Tout comme son frère, Karima est une élève du Collège royal où elle a fait ses études primaires et secondaires avant de s’envoler pour le Canada. Là-bas, elle décroche un master en sciences économiques à l’Université de Montréal, puis fait un troisième cycle en finance et commerce international. Sa thèse de fin d’études était justement sur "l'’impact de l’intégration de l’Espagne et du Portugal dans la communauté européenne sur l’économie marocaine".
De retour au Maroc, elle occupe plusieurs postes, notamment celui de directrice de la coopération culturelle et scientifique au ministère des Affaires étrangères et représentante du Maroc au Conseil permanent de la francophonie.
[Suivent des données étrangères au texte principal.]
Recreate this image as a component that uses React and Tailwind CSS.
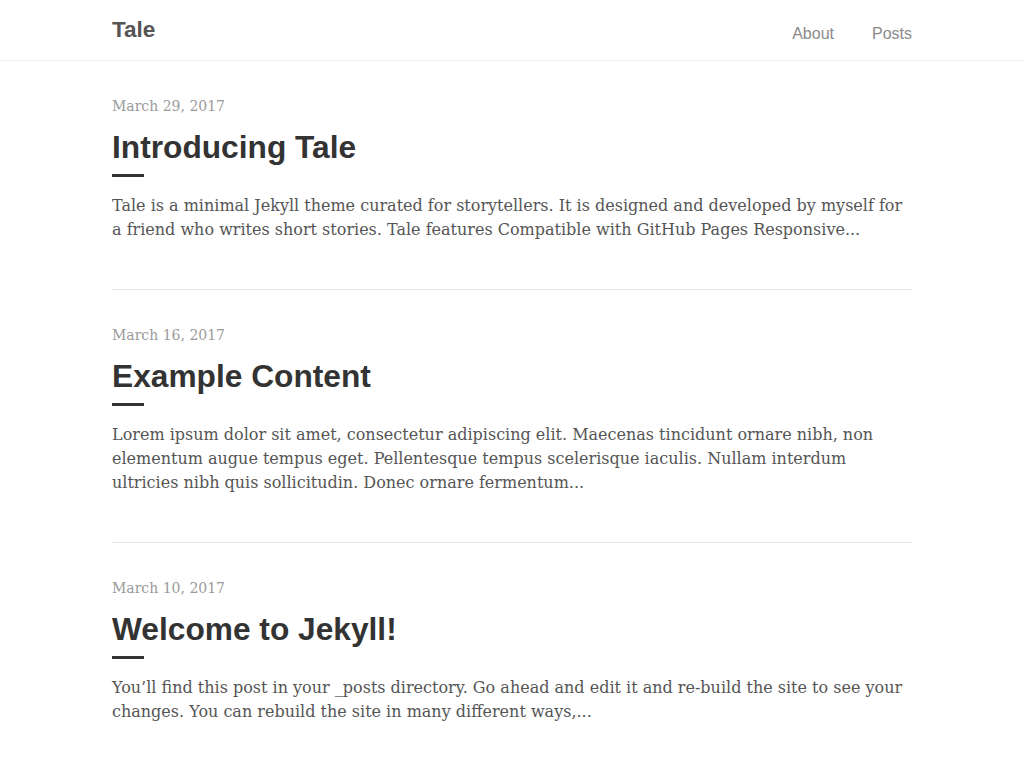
import React from 'react';

const posts = [
    {
        date: 'March 29, 2017',
        title: 'Introducing Tale',
        excerpt: 'Tale is a minimal Jekyll theme curated for storytellers. It is designed and developed by myself for a friend who writes short stories. Tale features Compatible with GitHub Pages Responsive...',
    },
    {
        date: 'March 16, 2017',
        title: 'Example Content',
        excerpt: 'Lorem ipsum dolor sit amet, consectetur adipiscing elit. Maecenas tincidunt ornare nibh, non elementum augue tempus eget. Pellentesque tempus scelerisque iaculis. Nullam interdum ultricies nibh quis sollicitudin. Donec ornare fermentum...',
    },
    {
        date: 'March 10, 2017',
        title: 'Welcome to Jekyll!',
        excerpt: 'You’ll find this post in your _posts directory. Go ahead and edit it and re-build the site to see your changes. You can rebuild the site in many different ways,...',
    },
];

const sans = "font-['Liberation_Sans',Arial,sans-serif]";
const serif = "font-['DejaVu_Serif','Liberation_Serif',serif]";

const Post = ({ post, last }) => (
    <article className={`pt-[33px] pb-[47px] ${last ? '' : 'border-b border-[#e8e8e8]'}`}>
        <div className={`${serif} h-6 leading-6 text-[14px] text-[#9a9a9a]`}>{post.date}</div>
        <h2 className={`${sans} mt-[9px] leading-[40px] text-[31.7px] font-bold text-[#333]`}>{post.title}</h2>
        <div className="mt-[7px] h-[3px] w-8 bg-[#333]" />
        <p className={`${serif} mt-[17px] leading-6 text-[16px] text-[#555]`}>{post.excerpt}</p>
    </article>
);

export default function App() {
    return (
        <div className="min-h-screen bg-white">
            <header className="border-b border-[#eeeeee]">
                <div className="mx-auto flex h-[60px] w-[800px] items-center justify-between">
                    <span className={`${sans} text-[22.5px] font-bold text-[#555] leading-none mt-[1px]`}>Tale</span>
                    <nav className={`${sans} flex gap-[38px] text-[16px] text-[#8a8a8a] mt-[7px]`}>
                        <a href="#">About</a>
                        <a href="#">Posts</a>
                    </nav>
                </div>
            </header>
            <main className="mx-auto w-[800px]">
                {posts.map((post, i) => (
                    <Post key={post.title} post={post} last={i === posts.length - 1} />
                ))}
            </main>
        </div>
    );
}
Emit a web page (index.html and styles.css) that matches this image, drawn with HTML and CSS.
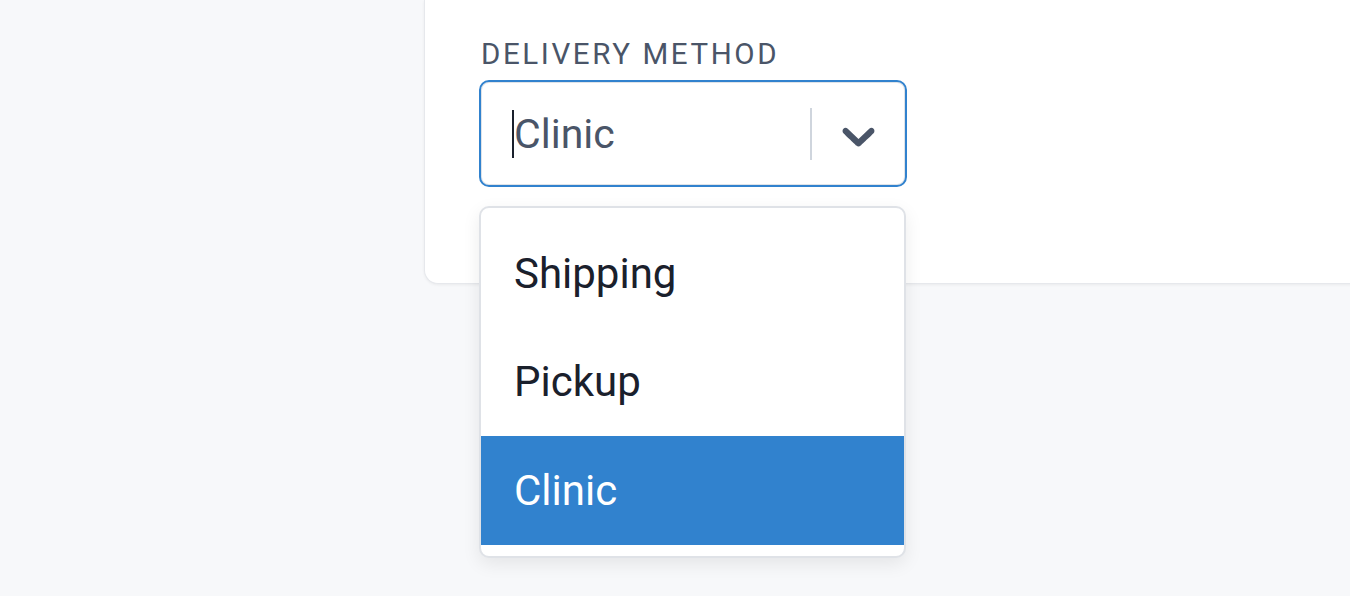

Elle a même été "conseillère diplomatique" pour la candidature du Maroc à l’organisation de la Coupe du monde de football en 2006 et 2010.
Sur son CV, elle compte aussi un doctorat honoris causa décerné par l’Université nouvelle de Lisbsonne en 2013 et plusieurs décorations, dont celle de Commandeure de l’Ordre du mérite civil en Espagne (2000) et celle d’Officier de l’Ordre national du mérite en France (2007).